Caixin
May 12, 2017 07:23 PM
FINANCE

Zheshang Bank Joins Asset-Backed Securities Train

The head office of Hangzhou Zheshang Bank in Hangzhou, Zhejiang province on, China, on June 2, 2005. The lender is the latest to offer asset-backed securities to investors as authorities encourage market development. Photo: Visual China
The head office of Hangzhou Zheshang Bank in Hangzhou, Zhejiang province on, China, on June 2, 2005. The lender is the latest to offer asset-backed securities to investors as authorities encourage market development. Photo: Visual China

(Beijing)–China Zheshang Bank has become the latest lender to wade into the asset-backed securities (ABS) market as regulators encourage banks to offload their soured loans and help companies manage their own debts by packaging and selling them to other investors.

The joint-stock bank, based in the eastern city of Hangzhou, said it has won approval from the Shenzhen Stock Exchange to issue a 40 billion yuan ABS whose underlying assets will include corporate accounts receivables and bond receivables. These securities, known as enterprise ABS in Chinese, are different from so-called credit ABS, where the underlying assets are bank loans or financial leases.

China’s asset-backed securities market is still small but has grown rapidly since regulators lifted a suspension in 2012 that had been imposed since the global financial crisis. Issuance has been especially strong since late 2014, when the securities and banking watchdogs relaxed policies to stimulate the market.

The amount of ABS outstanding at the end of last year stood at almost 1.2 trillion yuan, up by 52.7% from the end of 2015, according to data from China Central Depository & Clearing Co. (CCDC), which provides settlement and clearing services for the interbank bond market.
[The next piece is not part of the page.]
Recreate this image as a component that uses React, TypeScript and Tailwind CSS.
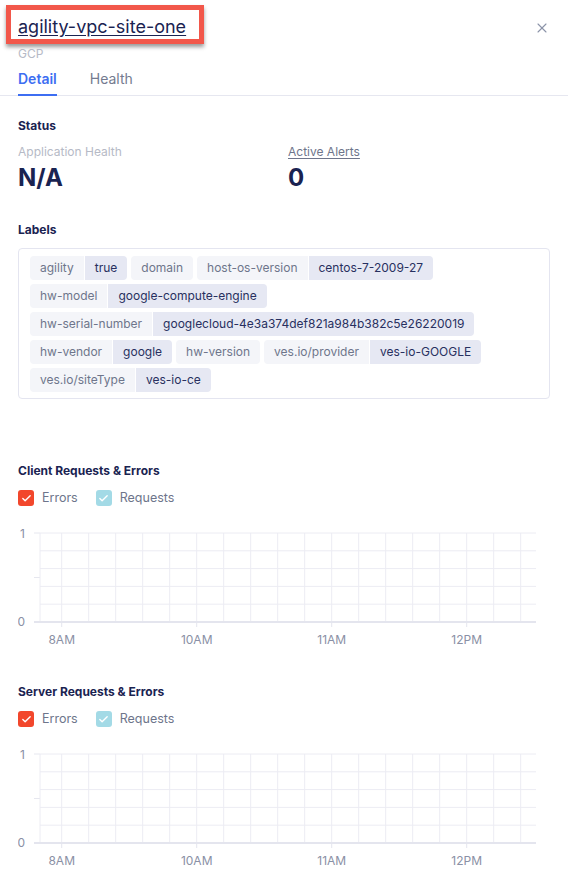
import { X, Check } from 'lucide-react';

const labels: [string, string | null][] = [
  ['agility', 'true'],
  ['domain', null],
  ['host-os-version', 'centos-7-2009-27'],
  ['hw-model', 'google-compute-engine'],
  ['hw-serial-number', 'googlecloud-4e3a374def821a984b382c5e26220019'],
  ['hw-vendor', 'google'],
  ['hw-version', null],
  ['ves.io/provider', 'ves-io-GOOGLE'],
  ['ves.io/siteType', 'ves-io-ce'],
];

function LabelChip({ k, v }: { k: string; v: string | null }) {
  return (
    <div className="flex h-6 items-stretch text-[12px] leading-6">
      <span className={`bg-[#f4f5f9] px-2.5 text-[#6e758b] ${v ? 'rounded-l' : 'rounded'}`}>{k}</span>
      {v && <span className="ml-px rounded-r bg-[#e6e8f3] px-2.5 text-[#283060]">{v}</span>}
    </div>
  );
}

function LegendBox({ color, label }: { color: string; label: string }) {
  return (
    <div className="flex items-center gap-2">
      <span className={`flex h-4 w-4 items-center justify-center rounded-[3px] ${color}`}>
        <Check size={11} strokeWidth={3} className="text-white" />
      </span>
      <span className="text-[12.5px] text-[#6e758b]">{label}</span>
    </div>
  );
}

function Chart() {
  const hLines = [10, 27.8, 45.6, 63.4, 81.2];
  const vLines = Array.from({ length: 18 }, (_, i) => 43.7 + 27 * i);
  const xLabels: [number, string][] = [
    [43.7, '8AM'],
    [178.7, '10AM'],
    [313.7, '11AM'],
    [448.7, '12PM'],
  ];
  return (
    <svg width="540" height="125" className="block">
      {hLines.map((y) => (
        <line key={y} x1={22} x2={518} y1={y} y2={y} stroke="#ececf3" strokeWidth={1} />
      ))}
      <line x1={16} x2={22} y1={10} y2={10} stroke="#e6e7ef" />
      <line x1={16} x2={22} y1={54.5} y2={54.5} stroke="#e6e7ef" />
      <line x1={16} x2={22} y1={99} y2={99} stroke="#e6e7ef" />
      <line x1={22} x2={22} y1={10} y2={99} stroke="#ececf3" />
      {vLines.map((x) => (
        <line key={x} x1={x} x2={x} y1={10} y2={99} stroke="#ececf3" strokeWidth={1} />
      ))}
      <line x1={16} x2={518} y1={99} y2={99} stroke="#e4e5ee" strokeWidth={2} />
      {xLabels.map(([x]) => (
        <line key={x} x1={x} x2={x} y1={99} y2={104} stroke="#e4e5ee" />
      ))}
      <g fill="#8a90a5" fontSize="12" fontFamily="Inter, sans-serif">
        <text x={7} y={15} textAnchor="end">1</text>
        <text x={7} y={103} textAnchor="end">0</text>
        {xLabels.map(([x, t]) => (
          <text key={t} x={x} y={121} textAnchor="middle">{t}</text>
        ))}
      </g>
    </svg>
  );
}

function ChartBlock({ title }: { title: string }) {
  return (
    <div className="h-[221px]">
      <h3 className="text-[12px] font-bold leading-4 text-[#1a2351]">{title}</h3>
      <div className="mt-[11px] flex h-4 items-center gap-[18px]">
        <LegendBox color="bg-[#f2472c]" label="Errors" />
        <LegendBox color="bg-[#a3dae6]" label="Requests" />
      </div>
      <div className="mt-[17px]">
        <Chart />
      </div>
    </div>
  );
}

export default function App() {
  return (
    <div className="min-h-[895px] w-[568px] bg-white font-['Inter',sans-serif]">
      {/* header */}
      <div className="relative h-24 border-b border-[#e6e7f0] px-[18px] pt-[5px]">
        <div className="-ml-3 flex h-[39px] w-[198px] items-start border-[5px] border-[#f2574a] bg-white pl-[7px] pt-[5px] shadow-[0_3px_4px_rgba(0,0,0,0.4)]">
          <span className="text-[18px] leading-6 text-[#1a2351] underline underline-offset-2">agility-vpc-site-one</span>
        </div>
        <div className="mt-[3px] h-[14px] text-[12px] leading-[14px] text-[#b6bac6]">GCP</div>
        <div className="mt-[8px] flex gap-[33px] text-[14px] leading-5">
          <span className="border-b-2 border-[#3d6ef2] pb-[5px] font-semibold text-[#3d6ef2]">Detail</span>
          <span className="pb-[5px] text-[#747b90]">Health</span>
        </div>
        <button className="absolute right-[18px] top-[20px] text-[#8b93a8]">
          <X size={16} strokeWidth={1.6} />
        </button>
      </div>

      <div className="px-[18px]">
        {/* status */}
        <h3 className="pt-[22px] text-[12px] font-bold leading-4 text-[#1a2351]">Status</h3>
        <div className="mt-[10px] grid grid-cols-2">
          <div>
            <div className="text-[12px] leading-4 text-[#b6bac6]">Application Health</div>
            <div className="mt-1 text-[24px] font-bold leading-7 text-[#1a2351]">N/A</div>
          </div>
          <div className="pl-1">
            <div className="text-[12px] leading-4 text-[#6e758b] underline underline-offset-2">Active Alerts</div>
            <div className="mt-1 text-[24px] font-bold leading-7 text-[#1a2351]">0</div>
          </div>
        </div>

        {/* labels */}
        <h3 className="mt-[30px] text-[12px] font-bold leading-4 text-[#1a2351]">Labels</h3>
        <div className="mt-[10px] flex h-[151px] flex-wrap content-start gap-1 rounded border border-[#e4e5f0] px-[11px] py-[7px]">
          {labels.map(([k, v]) => (
            <LabelChip key={k} k={k} v={v} />
          ))}
        </div>

        <div className="mt-[64px]">
          <ChartBlock title="Client Requests & Errors" />
          <ChartBlock title="Server Requests & Errors" />
        </div>
      </div>
    </div>
  );
}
Most ABS have so far been issued on the interbank market, where most fixed-income securities are traded, rather than on the country’s two stock exchanges.

Banks have been among the biggest issuers of ABS, as they use the vehicles to get illiquid loan assets off their balance sheets. The selection, packaging and sale of the securities also generate revenue for lenders who are looking to diversify their sources of income. Banks act as intermediaries in packaging the assets into an ABS and selling them to investors.

Institutions ranging from the biggest state-owned lenders to smaller rural banks have issued ABS over the past year, and six banks announced plans to sell securities backed by non-performing corporate loans.

In 2016, 842 billion yuan worth of asset-backed securities were sold, a 37.3% increase from the previous year, with enterprise ABS overtaking credit ABS for the first time as issuance of the former surged by 115% to 438.5 billion yuan, according to CCDC data. Sales of securities backed by bank loans and financial leasing contracts fell by 4.6%.

Analysts said it is getting more difficult for banks to issue credit ABS because good-quality loans are increasingly hard to come by.